The option agreement entitled the purchaser to acquire the site at a reduced rate from its market value. In order for the option to be triggered the purchaser was required to obtain ‘Planning Permission’. This was defined in the option agreement as a planning permission granted by the Local Planning authority permitting any development of the Property’.

In 2016 the purchaser, Fishbourne Developments, obtained planning permission to erect a new pitched roof on one of the farm buildings and they served notice triggering the acquisition of the property pursuant to the option agreement.

A dispute arose as to whether the planning permission obtained came within the definition of Planning Permission under the terms of the option agreement and therefore was sufficient to trigger the exercise of the option.

High Court Decision

The dispute focused on the meaning ‘any development of the Property’. Fishbourne Developments argued that reference to development in the option agreement was intended to be in line with section 55 of the Town and Country Planning Act 1990 and therefore could relate to a development of the whole or ‘part’ of the Property.

The High Court disagreed and stated ‘development’ had more than one possible meaning. The High Court found that in the context of the option agreement reference to ‘development of the Property’ had to relate to the whole or substantially the whole of the Property and involve the erection of new buildings and a change of use. Accordingly, the High Court held that the option had not been triggered.

Court of Appeal Decision

Fishbourne Developments’ appeal of the High Court decision was dismissed by the Court of Appeal. The Court of Appeal agreed with the High Court’s assertion that ‘development’ had more than one potential meaning. Because of this, it was the Court’s role to consider the various potential meanings and conclude which made commercial common sense in light of the terms of the option agreement and the background of the deal.

The Court of Appeal stated that the High Court was permitted to look at prior agreements in relation to the acquisition of the property, as well as the surrounding circumstances of a commercial deal, in order to assist with interpretation of the contract.
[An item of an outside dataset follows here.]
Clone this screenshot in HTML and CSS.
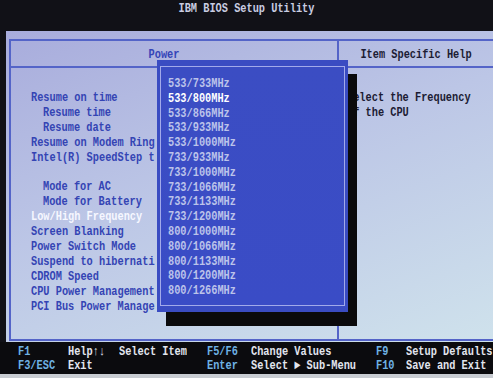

Looking at the background of the deal, the Court of Appeal found that it was clear that reference to ‘development of the Property’ in the option agreement meant a development involving the erection of new buildings and a change of use. Commercially, it would make little sense for Fishbourne Developments to be able to rely on what was described as an inconsequential planning permission in order to acquire the property for a value which was 30% less than market price.

The Court of Appeal also agreed with the High Court that the planning permission obtained must relate to the whole or substantially the whole of the property in order to trigger the option. The option agreement did not refer to the property ‘or any part of it’.

Whilst the definition of Planning Application in the option agreement did refer to the property or any part thereof this made commercial sense given that multiple applications could be made which would allow for development of the whole. The drafting had distinguished throughout the agreement between the whole or part of the property.

Conclusion

This case highlights the need to ensure that drafting is sufficiently detailed to reflect the intention of the parties. The drafting in the option agreement was very loose and the developer interpreted the meaning of the option agreement at face value.

Whilst the Court appears to have given effect to the commercial intention of the option agreement, this was following significant legal costs being incurred by both sides.